-- BEGIN --

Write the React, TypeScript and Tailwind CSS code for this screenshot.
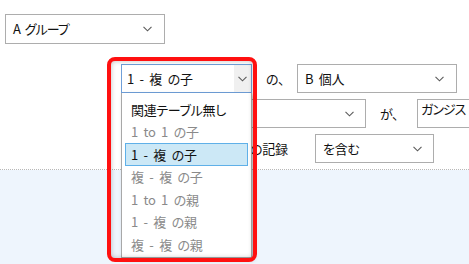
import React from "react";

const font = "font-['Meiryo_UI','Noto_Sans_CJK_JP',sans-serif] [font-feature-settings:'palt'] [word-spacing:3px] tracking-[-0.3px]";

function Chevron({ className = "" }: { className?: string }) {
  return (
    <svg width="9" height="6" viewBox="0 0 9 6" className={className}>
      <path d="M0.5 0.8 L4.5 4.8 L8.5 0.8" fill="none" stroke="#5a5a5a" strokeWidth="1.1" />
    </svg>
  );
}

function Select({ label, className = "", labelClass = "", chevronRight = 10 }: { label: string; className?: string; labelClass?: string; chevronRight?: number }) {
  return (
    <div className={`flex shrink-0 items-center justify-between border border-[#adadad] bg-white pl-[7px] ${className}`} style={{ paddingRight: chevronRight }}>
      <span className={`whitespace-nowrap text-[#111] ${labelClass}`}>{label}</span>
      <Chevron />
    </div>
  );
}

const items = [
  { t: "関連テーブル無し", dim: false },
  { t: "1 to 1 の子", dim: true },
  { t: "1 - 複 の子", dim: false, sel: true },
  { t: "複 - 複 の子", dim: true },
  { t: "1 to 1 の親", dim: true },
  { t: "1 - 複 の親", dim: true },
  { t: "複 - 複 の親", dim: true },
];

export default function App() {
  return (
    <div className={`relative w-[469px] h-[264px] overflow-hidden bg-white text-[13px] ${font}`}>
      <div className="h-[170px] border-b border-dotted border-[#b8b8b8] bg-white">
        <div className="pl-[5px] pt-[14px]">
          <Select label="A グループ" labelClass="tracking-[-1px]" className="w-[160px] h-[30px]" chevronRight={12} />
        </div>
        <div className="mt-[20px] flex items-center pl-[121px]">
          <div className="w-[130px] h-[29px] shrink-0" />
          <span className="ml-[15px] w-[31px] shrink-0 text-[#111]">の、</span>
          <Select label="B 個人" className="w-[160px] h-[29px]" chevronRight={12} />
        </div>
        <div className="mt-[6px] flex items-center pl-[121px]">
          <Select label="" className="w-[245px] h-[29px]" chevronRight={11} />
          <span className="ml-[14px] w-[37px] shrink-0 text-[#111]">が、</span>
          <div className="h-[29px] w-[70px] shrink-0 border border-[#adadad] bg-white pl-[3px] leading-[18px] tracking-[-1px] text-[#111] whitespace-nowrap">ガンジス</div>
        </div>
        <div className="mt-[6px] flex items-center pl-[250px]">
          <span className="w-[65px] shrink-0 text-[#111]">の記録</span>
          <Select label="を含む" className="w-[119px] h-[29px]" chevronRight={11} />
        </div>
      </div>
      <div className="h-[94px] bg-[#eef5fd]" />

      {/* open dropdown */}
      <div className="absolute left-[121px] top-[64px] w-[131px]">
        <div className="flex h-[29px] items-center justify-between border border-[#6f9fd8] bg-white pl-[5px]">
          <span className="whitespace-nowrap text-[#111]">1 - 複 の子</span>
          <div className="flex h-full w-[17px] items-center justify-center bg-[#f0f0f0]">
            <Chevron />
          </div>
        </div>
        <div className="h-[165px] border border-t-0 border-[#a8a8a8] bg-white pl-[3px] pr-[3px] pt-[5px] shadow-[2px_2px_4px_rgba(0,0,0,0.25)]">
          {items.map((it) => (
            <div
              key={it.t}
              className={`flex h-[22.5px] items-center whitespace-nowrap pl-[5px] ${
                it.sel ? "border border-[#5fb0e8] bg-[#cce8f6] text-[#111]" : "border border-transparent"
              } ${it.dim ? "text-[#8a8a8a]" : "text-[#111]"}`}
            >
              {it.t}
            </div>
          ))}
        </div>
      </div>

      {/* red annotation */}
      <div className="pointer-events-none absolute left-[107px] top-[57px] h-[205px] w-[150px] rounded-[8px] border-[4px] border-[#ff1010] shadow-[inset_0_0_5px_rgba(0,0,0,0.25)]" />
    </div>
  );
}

-- END --

Your task → Output the material word for word, omitting its pictures.

Complete response →
Write the React, TypeScript and Tailwind CSS code for this screenshot.
import React from "react";

const font = "font-['Meiryo_UI','Noto_Sans_CJK_JP',sans-serif] [font-feature-settings:'palt'] [word-spacing:3px] tracking-[-0.3px]";

function Chevron({ className = "" }: { className?: string }) {
  return (
    <svg width="9" height="6" viewBox="0 0 9 6" className={className}>
      <path d="M0.5 0.8 L4.5 4.8 L8.5 0.8" fill="none" stroke="#5a5a5a" strokeWidth="1.1" />
    </svg>
  );
}

function Select({ label, className = "", labelClass = "", chevronRight = 10 }: { label: string; className?: string; labelClass?: string; chevronRight?: number }) {
  return (
    <div className={`flex shrink-0 items-center justify-between border border-[#adadad] bg-white pl-[7px] ${className}`} style={{ paddingRight: chevronRight }}>
      <span className={`whitespace-nowrap text-[#111] ${labelClass}`}>{label}</span>
      <Chevron />
    </div>
  );
}

const items = [
  { t: "関連テーブル無し", dim: false },
  { t: "1 to 1 の子", dim: true },
  { t: "1 - 複 の子", dim: false, sel: true },
  { t: "複 - 複 の子", dim: true },
  { t: "1 to 1 の親", dim: true },
  { t: "1 - 複 の親", dim: true },
  { t: "複 - 複 の親", dim: true },
];

export default function App() {
  return (
    <div className={`relative w-[469px] h-[264px] overflow-hidden bg-white text-[13px] ${font}`}>
      <div className="h-[170px] border-b border-dotted border-[#b8b8b8] bg-white">
        <div className="pl-[5px] pt-[14px]">
          <Select label="A グループ" labelClass="tracking-[-1px]" className="w-[160px] h-[30px]" chevronRight={12} />
        </div>
        <div className="mt-[20px] flex items-center pl-[121px]">
          <div className="w-[130px] h-[29px] shrink-0" />
          <span className="ml-[15px] w-[31px] shrink-0 text-[#111]">の、</span>
          <Select label="B 個人" className="w-[160px] h-[29px]" chevronRight={12} />
        </div>
        <div className="mt-[6px] flex items-center pl-[121px]">
          <Select label="" className="w-[245px] h-[29px]" chevronRight={11} />
          <span className="ml-[14px] w-[37px] shrink-0 text-[#111]">が、</span>
          <div className="h-[29px] w-[70px] shrink-0 border border-[#adadad] bg-white pl-[3px] leading-[18px] tracking-[-1px] text-[#111] whitespace-nowrap">ガンジス</div>
        </div>
        <div className="mt-[6px] flex items-center pl-[250px]">
          <span className="w-[65px] shrink-0 text-[#111]">の記録</span>
          <Select label="を含む" className="w-[119px] h-[29px]" chevronRight={11} />
        </div>
      </div>
      <div className="h-[94px] bg-[#eef5fd]" />

      {/* open dropdown */}
      <div className="absolute left-[121px] top-[64px] w-[131px]">
        <div className="flex h-[29px] items-center justify-between border border-[#6f9fd8] bg-white pl-[5px]">
          <span className="whitespace-nowrap text-[#111]">1 - 複 の子</span>
          <div className="flex h-full w-[17px] items-center justify-center bg-[#f0f0f0]">
            <Chevron />
          </div>
        </div>
        <div className="h-[165px] border border-t-0 border-[#a8a8a8] bg-white pl-[3px] pr-[3px] pt-[5px] shadow-[2px_2px_4px_rgba(0,0,0,0.25)]">
          {items.map((it) => (
            <div
              key={it.t}
              className={`flex h-[22.5px] items-center whitespace-nowrap pl-[5px] ${
                it.sel ? "border border-[#5fb0e8] bg-[#cce8f6] text-[#111]" : "border border-transparent"
              } ${it.dim ? "text-[#8a8a8a]" : "text-[#111]"}`}
            >
              {it.t}
            </div>
          ))}
        </div>
      </div>

      {/* red annotation */}
      <div className="pointer-events-none absolute left-[107px] top-[57px] h-[205px] w-[150px] rounded-[8px] border-[4px] border-[#ff1010] shadow-[inset_0_0_5px_rgba(0,0,0,0.25)]" />
    </div>
  );
}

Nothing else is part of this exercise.